Can someone explain how he signed the 'Satre' quote WITHOUT having to break SHA256 (finding a collision) ?

It's pretty important, as if he did do that, Bitcoin is broken.

He never used the hash of any Sartre quote (that was just misdirection) - the double hash that he used was simply that used in Satoshi's tx along with the signature that was used in the tx.

(basically he just copied and pasted from the blockchain then put together an elaborate pretense that he had somehow managed to sign something else using a private key known to belong to Satoshi)

Even the silly BBC report has been corrected once they finally worked out that they had been tricked.


Oh.. I see.. thanks.

How can 'big boys' like Gavin and Matonis have fallen for this.. !? That shows very poor skills..  Embarrassed ( ..too poor if you ask me.. )

No one has presented a script which hashes all portions of the Sartre text to verify whether it does or does not hash to the correct value.

Until someone does that, they can't be sure that Craig won't reveal the Sartre text which does hash to the correct value, thus proving that he broke the cryptography. Since the SHA-256 was already broken to 46 - 52 rounds of the 64 rounds (for a single hash), then doubling the hash as Bitcoin does could potentially break it for all 64 rounds, because ostensibly collision resistance gets worse when doubling a hash (as I had explained in detail upthread). No one knows why Satoshi designed Bitcoin with a double hash. I am positing it might be a back door.

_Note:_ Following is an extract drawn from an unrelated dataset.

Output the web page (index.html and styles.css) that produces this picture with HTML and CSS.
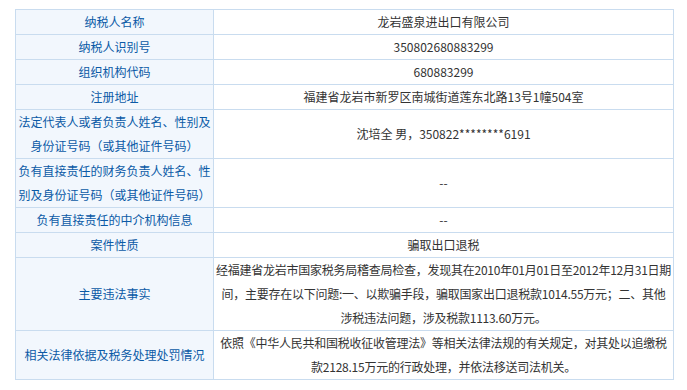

CIYAM is misleading you. Follow an idiot if you want to be one.



I'm sorry for my lack of technical understanding, but if there were a back door in btc.

1. Could this be fixed easily before it could be used in a way to hurt btc? i.e do you need a super computer to utilize this back door?
2. would this same issue be there in all alts that were essentially cloned from btc code or does using a different algo or POS help to nullify this backdoor?

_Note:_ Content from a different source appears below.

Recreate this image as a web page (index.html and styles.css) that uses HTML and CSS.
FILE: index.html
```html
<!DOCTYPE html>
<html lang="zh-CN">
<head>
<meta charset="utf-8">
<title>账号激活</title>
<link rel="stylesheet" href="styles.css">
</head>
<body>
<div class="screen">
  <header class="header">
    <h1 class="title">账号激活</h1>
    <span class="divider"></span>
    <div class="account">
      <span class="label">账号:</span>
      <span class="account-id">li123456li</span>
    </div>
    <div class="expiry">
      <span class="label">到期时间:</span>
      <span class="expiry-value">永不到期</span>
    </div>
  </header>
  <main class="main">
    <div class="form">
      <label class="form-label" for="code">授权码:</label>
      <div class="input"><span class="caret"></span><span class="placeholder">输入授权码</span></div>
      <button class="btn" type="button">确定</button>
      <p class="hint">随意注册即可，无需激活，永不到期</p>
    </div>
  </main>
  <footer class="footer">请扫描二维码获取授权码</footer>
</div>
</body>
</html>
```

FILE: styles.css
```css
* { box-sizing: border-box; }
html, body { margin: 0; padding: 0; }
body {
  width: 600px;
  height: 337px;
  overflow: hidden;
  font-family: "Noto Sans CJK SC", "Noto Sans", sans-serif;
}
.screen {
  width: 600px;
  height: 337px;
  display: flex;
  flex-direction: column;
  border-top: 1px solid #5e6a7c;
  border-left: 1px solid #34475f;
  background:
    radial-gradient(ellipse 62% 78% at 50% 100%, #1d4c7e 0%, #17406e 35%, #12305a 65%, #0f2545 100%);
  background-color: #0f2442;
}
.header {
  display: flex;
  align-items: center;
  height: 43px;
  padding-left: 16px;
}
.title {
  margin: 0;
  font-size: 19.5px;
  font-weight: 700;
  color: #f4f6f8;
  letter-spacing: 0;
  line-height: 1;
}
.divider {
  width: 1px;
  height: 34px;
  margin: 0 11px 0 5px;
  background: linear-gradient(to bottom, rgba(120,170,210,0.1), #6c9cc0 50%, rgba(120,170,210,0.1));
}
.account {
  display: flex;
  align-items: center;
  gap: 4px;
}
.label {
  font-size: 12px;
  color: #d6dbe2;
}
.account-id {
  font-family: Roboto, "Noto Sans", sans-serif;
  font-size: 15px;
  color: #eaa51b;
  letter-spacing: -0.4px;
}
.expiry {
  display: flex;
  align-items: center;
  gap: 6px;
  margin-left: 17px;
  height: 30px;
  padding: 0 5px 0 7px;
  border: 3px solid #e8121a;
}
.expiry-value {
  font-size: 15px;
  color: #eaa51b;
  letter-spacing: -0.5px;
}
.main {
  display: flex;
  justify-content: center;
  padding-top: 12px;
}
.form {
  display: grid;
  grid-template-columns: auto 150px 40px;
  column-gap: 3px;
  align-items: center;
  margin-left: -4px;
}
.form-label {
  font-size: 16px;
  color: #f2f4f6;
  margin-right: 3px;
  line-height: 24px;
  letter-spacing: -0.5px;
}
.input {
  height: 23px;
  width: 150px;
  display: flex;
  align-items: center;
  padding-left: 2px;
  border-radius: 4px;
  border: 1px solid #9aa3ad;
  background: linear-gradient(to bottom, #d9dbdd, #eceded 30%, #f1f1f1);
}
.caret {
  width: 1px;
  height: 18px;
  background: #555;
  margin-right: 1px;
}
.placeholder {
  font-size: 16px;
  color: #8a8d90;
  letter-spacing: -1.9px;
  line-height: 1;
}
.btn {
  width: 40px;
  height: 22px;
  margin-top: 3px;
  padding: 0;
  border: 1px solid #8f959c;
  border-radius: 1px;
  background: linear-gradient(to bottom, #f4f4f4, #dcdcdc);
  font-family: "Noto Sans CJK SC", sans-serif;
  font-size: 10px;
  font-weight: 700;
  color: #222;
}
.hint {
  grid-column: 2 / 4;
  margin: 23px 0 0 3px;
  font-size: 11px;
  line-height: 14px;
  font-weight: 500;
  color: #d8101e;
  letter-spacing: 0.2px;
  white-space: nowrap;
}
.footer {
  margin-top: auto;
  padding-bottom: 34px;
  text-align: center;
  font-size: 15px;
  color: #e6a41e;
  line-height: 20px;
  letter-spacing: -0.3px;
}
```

I am not sure if you thread was deleted since you didn't receive a PM about it. Does one receive a personal message when a thread is moved?

No when a thread is moved they don't receive a PM, but there is no "Moved: ....." thread message remaining the Bitcoin Technical Discussion subforum. And I also checked Off-topic and it hasn't been moved there afaics. Also normally the link doesn't stop functioning even when it is moved. Clearly Gmaxwell is trying to hide it.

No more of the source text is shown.